Well, work is still waiting and I have yet to figure out how to get Gage to type, so it must be done. Really, at what point are he and Reba going to start to earn their keep? It’s really rude – the constant me, me, me aspects of their personalities. There is only room for one pain in the ass in this house.

And that? Would be me.


8 Responses

  1. That is exactly why I drive almost an HOUR to see Valeri. Not only is she a friend, she is the only person I trust to do my hair. I’m gonna need to see some maternity pics! I had no idea you were showing. That’s so exciting! I love pregnant dreams. They crack me up. Sometimes I wonder what on earth is going through those heads of ours. Never had one with Terry Bradshaw though. Was he still funny in your dream?

  2. I love me some good gay hairdressers. I’m driving about an hour out of my way to get my do done.

  3. Wear that belly proudly chick – you earned it! Ross has some cute maternity stuff and reasonable too.

  4. I love gay man hairdressers. Oh yes..the bestestestest.

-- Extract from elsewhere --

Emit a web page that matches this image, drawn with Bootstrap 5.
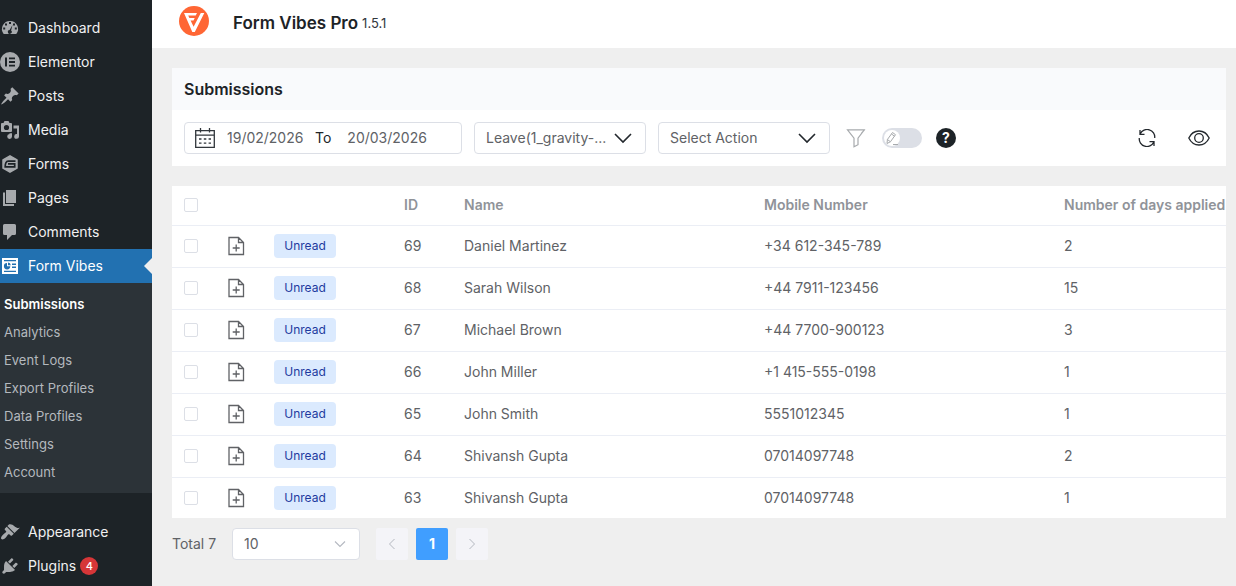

  5. I need a new hairdresser. Yeah, last one to hack my hair, didn’t even graduate from the online school of hair cuttery. I was the dumbass who didn’t leave though.

  6. A good hair dresser is always worth the drive- just factor gas into the cost plus entertainment value and it is money well spent.

    Dream Big!!

  7. Oh the hair cutting woes. With 10 moves around the country under my belt it’s an ongoing headache. I found ONE PERSON in 20 years that I loved the cut. I went back about 2 months later and she was GONE.

    Tried a couple more and after a bit got lucky and found ONE MORE PERSON that could cut hair – not only my thick wavy masses but my daughters and sons… all perfect. And guess what?

    She is studying to be a dental hygienist and is graduating and leaving in August.


    Now that you found Johnson you might have to hire him as a full time Nanny to live with you AND cut your hair just to make sure you keep him.

  8. So I don’t know where the hell my comments go. But I guess the vortex sucks them up.

    A haircut by someone who’s actually done hair before. New concept. My last one. Good fucking lord. I still cry.